United States crypto miners are navigating a precarious landscape, squeezed by significant operational cost increases and intensifying competition for investment capital, a recent analysis by investment management firm Bitwise highlights.
With American firms estimated to control around 40% of the global Bitcoin hashrate, the sector is grappling with import duties ranging from 24% to 46% on essential mining hardware sourced from countries like Vietnam, Thailand, and Malaysia. This financial strain coincides with historically low profitability levels, as measured by hashprice, according to the Bitwise research.
[Bitcoin miners face mounting pressure from equipment tariffs and ETF demand: Bitwise – 1]
The challenge extends beyond rising costs. The growing popularity of spot Bitcoin exchange-traded funds (ETFs) and corporate treasury acquisitions of BTC presents a formidable rival for investor attention and funds. Financial analysts André Dragosch and Ayush Tripathi point out this shift creates a difficult environment for digital asset mining operations.

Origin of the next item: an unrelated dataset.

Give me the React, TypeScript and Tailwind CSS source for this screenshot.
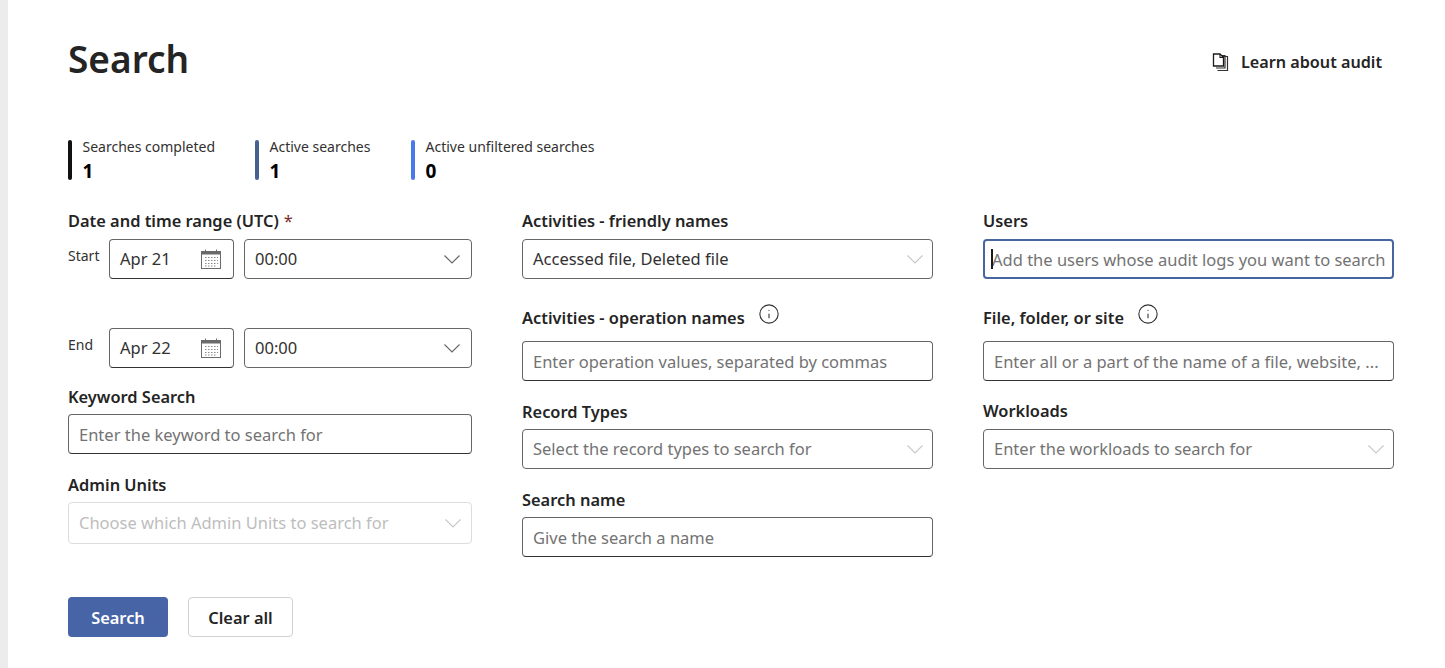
import { Info } from 'lucide-react'

function Chevron({ color }: { color: string }) {
  return (
    <svg width="16" height="9" viewBox="0 0 16 9" fill="none" className={`shrink-0 ${color}`}>
      <path d="M.5.5 8 8 15.5.5" stroke="currentColor" strokeWidth="1.1" />
    </svg>
  )
}

function CalendarIcon() {
  return (
    <svg width="22" height="22" viewBox="0 0 22 22" fill="none" className="shrink-0 text-[#6b6b6b]">
      <rect x="1.5" y="3.5" width="19" height="17" stroke="currentColor" />
      <rect x="1.5" y="3.5" width="19" height="3" fill="currentColor" />
      <path d="M5.5 1.5v3M16.5 1.5v3" stroke="currentColor" />
      <path
        d="M5 9.5h1.5M8 9.5h1.5M11 9.5h1.5M14 9.5h1.5M17 9.5h1M5 12.5h1.5M8 12.5h1.5M11 12.5h1.5M14 12.5h1.5M17 12.5h1M5 15.5h1.5M8 15.5h1.5M11 15.5h1.5M14 15.5h1.5M17 15.5h1M5 18h1.5M8 18h1.5M11 18h1.5M14 18h1.5"
        stroke="#8a8a8a"
      />
    </svg>
  )
}

function PagesIcon() {
  return (
    <svg width="18" height="19" viewBox="0 0 18 19" fill="none" className="shrink-0">
      <path d="M5 3.5h10.5v14H5.5" stroke="#323130" strokeWidth="1.2" />
      <path d="M4 2.5h9v12.5H4" stroke="#323130" strokeWidth="1.2" />
      <path d="M1.5 1H8l3.5 3.5V13h-10z" fill="#fff" stroke="#1b1a19" strokeWidth="1.3" />
      <path d="M8 1v3.5h3.5" stroke="#1b1a19" strokeWidth="1.1" />
    </svg>
  )
}

function Stat({ label, value, bar, width }: { label: string; value: string; bar: string; width: string }) {
  return (
    <div className={`flex h-10 gap-[10.5px] ${width}`}>
      <div className={`h-10 w-1 rounded-sm ${bar}`} />
      <div className="-mt-[2px]">
        <p className="text-[14px] leading-[18px] text-[#323130]">{label}</p>
        <p className="mt-1 text-[19px] font-bold leading-[22px] text-black">{value}</p>
      </div>
    </div>
  )
}

function Label({
  text,
  info,
  required,
  className,
}: {
  text: string
  info?: boolean
  required?: boolean
  className?: string
}) {
  return (
    <div className={`flex h-5 items-center text-[16.4px] font-semibold leading-5 text-[#242424] ${className ?? ''}`}>
      {text}
      {required && <span className="ml-[5px] font-normal text-[#7a2a2a]">*</span>}
      {info && <Info size={22} strokeWidth={1.2} className="-mt-2 ml-[13px] text-[#323130]" />}
    </div>
  )
}

function SelectBox({ text, placeholder }: { text?: string; placeholder?: string }) {
  return (
    <div className="flex h-10 items-center justify-between rounded border border-[#666] bg-white pl-[10px] pr-[9px]">
      <span className={`text-[16.5px] ${text ? 'text-[#323130]' : 'text-[#737373]'}`}>{text ?? placeholder}</span>
      <Chevron color="text-[#c8c8c8]" />
    </div>
  )
}

function TextBox({ placeholder }: { placeholder: string }) {
  return (
    <input
      placeholder={placeholder}
      className="block h-10 w-full rounded border border-[#666] border-b-[#333] bg-white px-[10px] text-[16.5px] outline-none placeholder:text-[#737373]"
    />
  )
}

function DateRow({ label, date }: { label: string; date: string }) {
  return (
    <div className="flex h-10">
      <span className="w-[41px] shrink-0 pt-[7px] text-[14px] leading-5 text-[#323130]">{label}</span>
      <div className="flex h-10 w-[125px] shrink-0 items-center justify-between rounded border border-[#666] border-b-[#333] pl-[10px] pr-[11px]">
        <span className="text-[16.5px] text-[#323130]">{date}</span>
        <CalendarIcon />
      </div>
      <div className="ml-[10px] flex h-10 flex-1 items-center justify-between rounded-sm border border-[#666] pl-[10px] pr-[11px]">
        <span className="text-[16.5px] text-[#323130]">00:00</span>
        <Chevron color="text-[#666]" />
      </div>
    </div>
  )
}

export default function App() {
  return (
    <div
      className="flex h-[668px] overflow-hidden bg-white"
      style={{ fontFamily: '"Noto Sans", "Open Sans", sans-serif' }}
    >
      <div className="w-2 shrink-0 bg-[#ececec]" />

      <div className="w-[1386px] shrink-0 pl-[60px]">
        {/* Header */}
        <div className="flex h-[140px] items-start justify-between">
          <h1 className="mt-[33px] text-[37px] font-semibold leading-[52px] text-[#242424]">Search</h1>
          <div className="mt-[50px] mr-[12px] flex items-center gap-[11px] text-[16.2px] font-semibold leading-6 text-[#242424]">
            <PagesIcon />
            Learn about audit
          </div>
        </div>

        {/* Counters */}
        <div className="flex">
          <Stat label="Searches completed" value="1" bar="bg-[#111]" width="w-[187px]" />
          <Stat label="Active searches" value="1" bar="bg-[#47618f]" width="w-[156px]" />
          <Stat label="Active unfiltered searches" value="0" bar="bg-[#4a7ae8]" width="w-[200px]" />
        </div>

        {/* Form columns */}
        <div className="mt-[31px] flex gap-[50px]">
          <div className="w-[404px] shrink-0">
            <Label text="Date and time range (UTC)" required />
            <div className="mt-2">
              <DateRow label="Start" date="Apr 21" />
            </div>
            <div className="mt-[49px]">
              <DateRow label="End" date="Apr 22" />
            </div>
            <Label text="Keyword Search" className="mt-[19px]" />
            <div className="mt-[7px]">
              <TextBox placeholder="Enter the keyword to search for" />
            </div>
            <Label text="Admin Units" className="mt-[21px]" />
            <div className="mt-[7px] flex h-[42px] items-center justify-between rounded border border-[#dcdcdc] pl-[10px] pr-[10px]">
              <span className="text-[16.5px] text-[#bdbdbd]">Choose which Admin Units to search for</span>
              <Chevron color="text-[#c8c8c8]" />
            </div>
          </div>

          <div className="w-[411px] shrink-0">
            <Label text="Activities - friendly names" />
            <div className="mt-2">
              <SelectBox text="Accessed file, Deleted file" />
            </div>
            <Label text="Activities - operation names" info className="mt-[29px]" />
            <div className="mt-[13px]">
              <TextBox placeholder="Enter operation values, separated by commas" />
            </div>
            <Label text="Record Types" className="mt-[21px]" />
            <div className="mt-[7px]">
              <SelectBox placeholder="Select the record types to search for" />
            </div>
            <Label text="Search name" className="mt-[21px]" />
            <div className="mt-[7px]">
              <TextBox placeholder="Give the search a name" />
            </div>
          </div>

          <div className="w-[411px] shrink-0">
            <Label text="Users" />
            <div className="relative mt-2">
              <input
                placeholder="Add the users whose audit logs you want to search"
                className="block h-10 w-full rounded border-2 border-[#47659f] bg-white pl-[7px] pr-1 text-[16.5px] outline-none placeholder:text-[#737373]"
              />
              <span className="absolute left-2 top-[10px] h-5 w-[2px] bg-[#1b1a19]" />
            </div>
            <Label text="File, folder, or site" info className="mt-[29px]" />
            <div className="mt-[13px]">
              <TextBox placeholder="Enter all or a part of the name of a file, website, ..." />
            </div>
            <Label text="Workloads" className="mt-[20px]" />
            <div className="mt-2">
              <SelectBox placeholder="Enter the workloads to search for" />
            </div>
          </div>
        </div>

        {/* Actions */}
        <div className="mt-10 flex gap-5">
          <button className="h-10 w-[100px] rounded bg-[#4765a6] pt-[2px] text-[16.4px] font-semibold text-white">
            Search
          </button>
          <button className="h-10 w-[105px] rounded border border-[#d1d1d1] bg-white pt-[2px] text-[16.4px] font-semibold text-[#242424]">
            Clear all
          </button>
        </div>
      </div>
    </div>
  )
}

Investment vehicles like ETFs allow market participants to gain Bitcoin exposure more directly and often perceived with lower operational risk compared to investing in mining infrastructure. Bitwise stated, “These firms can accumulate BTC using low-cost equity issuance or convertible debt, offering investors immediate exposure to price appreciation without the operational risks of mining. This crowds out miners, who must finance heavy upfront capital expenditures, navigate uncertain regulatory terrain, and wait months or even years for their investment to pay off.”
Despite the headwinds, some industry players are actively adjusting their strategies. Miner Bitfufu is exploring relocation options to Ethiopia, while Bitdeer is focusing on expansion in Norway and Bhutan. Major US-listed miners like Riot and CleanSpark mitigated some initial tariff effects by fast-tracking equipment deliveries before deadlines.
Nevertheless, the near-term outlook remains challenging. The combination of high import costs and diverted capital suggests crypto miners are bracing for continued pressure, the Bitwise analysis concluded.